37. The interpretation put forward by the respondents is bound to cause greater hardship, inconvenience and even injustice to some extent to the parties. The process of arbitration even under 1996 Act encumber some process which concludes after considerable lapse of time. To compel the parties, particularly a party who had succeeded to undergo the arbitral process all over again does not appear to be in conformity with the scheme of the Act. The provisions of Section 34 are quite pari materia to the provisions of Article 34 of the Model Law except that the proviso and explanation have been added to Section 34(2)(iv). The attempt under the Model Law and the Indian Law appears to circumscribe the jurisdiction of the court to set aside an award. There is nothing in the provisions of the Act and for that matter absolutely nothing in the Model Law which can debar the court from applying the principle of severability provided it is otherwise called for in the facts and circumstances of the case and in accordance with law. The courts will not get into the merits of the dispute. Thus, the interpretation which should be accepted by the court should be the one which will tilt in favour of the Model Laws, scheme of the Act and the objects sought to be achieved by the Act of 1996.

38. For the reasons afore recorded, we are of the considered view that the dictum of law stated by the Division Bench in the case of Ms. Pushpa Mulchandani (supra) is not the correct exposition of law. We would predicate the contrary view expressed by different Benches of this Court for the reasons stated in those judgments in addition to what we have held hereinabove. It is difficult to prescribe legal panacea which, with regard to the applicability of the principle of severability can be applied uniformally to all cases. We find that the principle of law enunciated by us hereinabove is more in comity to object of the Act, legislative intent, UNCITRAL Model Law and will serve the ends of justice better. Thus, we proceed to record our answers to the questions framed as follows:

1. The judicial discretion vested in the court in terms of the provisions of Section 34 of the Arbitration and Conciliation Act, 1996 takes within its ambit power to set aside an award partly or wholly depending on the facts and circumstances of the given case. In our view, the provisions of Section 34 read as a whole and in particular Section 34(2) do not admit of interpretation which will divest the court of competent jurisdiction to apply the principle of severability to the award of the Arbitral Tribunal, legality of which is questioned before the court. The Legislature has vested wide discretion in the court to set aside an award wholly or partly, of course, within the strict limitations stated in the said provisions. The scheme of the Act, the language of the provisions and the legislative intent does not support the view that judicial discretion of the court is intended to be whittled down by these provisions.

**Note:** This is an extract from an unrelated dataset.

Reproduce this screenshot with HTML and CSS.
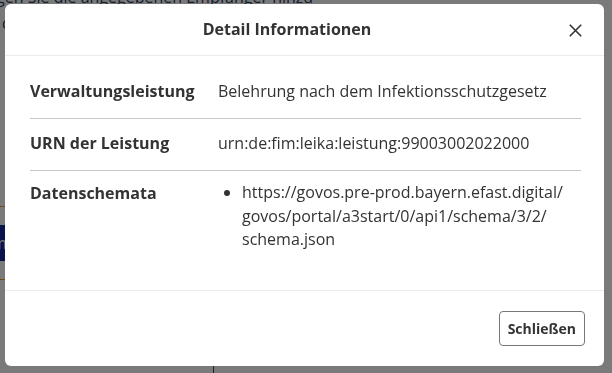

2. The proviso to Section 34(2)(a)(iv) has to be read ejusdem generis to the main section, as in cases falling in that category, there would be an absolute duty on the court to invoke the principle of severability where the matter submitted to arbitration can clearly be separated from the matters not referred to arbitration and decision thereupon by the Arbitral Tribunal.

39. Having answered the questions framed, we direct that this appeal and the arbitration petitions be placed before the appropriate Bench for disposal in accordance with law.